The Duluth-based artist started her career in the folk duo Gable and Gaelynn before forming the atmospheric alternative band Murder of Crows with Alan Sparhawk of Low. He introduced Lea to the looping pedal, and at age 27, she started writing songs “pretty spontaneously.” In 2016, she won NPR’s Tiny Desk Contest, and took the plunge into a full-time music career. She stopped teaching fiddle students; her husband quit his job. The couple sold their house and bought a Ford Econoline, and Lea has since played more than 250 shows in 42 states and seven countries.

Lea’s early releases relied primarily on her voice, a violin, and a looping pedal, but in 2017 she decided to record a full-band album. To join her in the endeavor, she gathered “a bunch of awesome people” from Minnesota, including Sparhawk, Al Church, Martin Dosh, and Dave Mehling. The instrumentally lush and precise Learning to Stay took longer than a year to make, but it was time well spent. As Lea says, “What’s cool about this album and what’s different is you can tell there’s more than one brain behind it.”

Lea’s lyrics are both forceful and forgiving as she sings of seeking light in darkness, finding common ground, and learning to be more loving. “I think you write songs about what you’re bad at,” she says, explaining that the album’s title comes from her struggle to stay awake in, and accept, the present moment.

Lea is in the midst of an intense U.S. tour in support of the album. “It’s a lot harder right now than it would be if I didn’t have a disability,” she says.
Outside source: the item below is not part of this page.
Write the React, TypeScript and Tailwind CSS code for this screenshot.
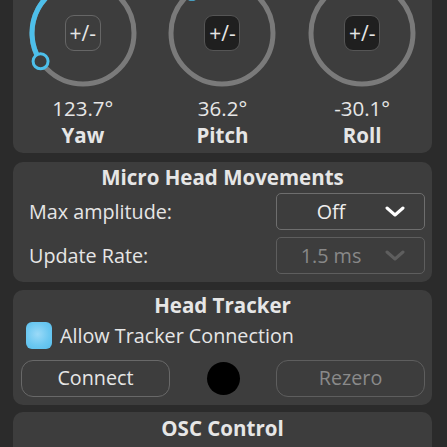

Many venues aren’t accessible, a frustrating fact given that “most of them are fixable. They are things that we could change if we put our minds to it.” Lea rents ramps to accommodate her wheelchair or plays on the ground. She used to be carried onstage but has since stopped that practice, in part because it doesn’t send a message of “you can do this, too,” to children and adults with disabilities. “It’s definitely not empowering,” she says.

Lea talks to venue owners explicitly about how they can make their spaces more accessible. “The ones that are willing to work with me are really cool,” she says. “I’ve got to give them a lot of credit for renting a ramp, building a ramp, or already having a ramp. I’d like that to be a lot more standard than it is now.”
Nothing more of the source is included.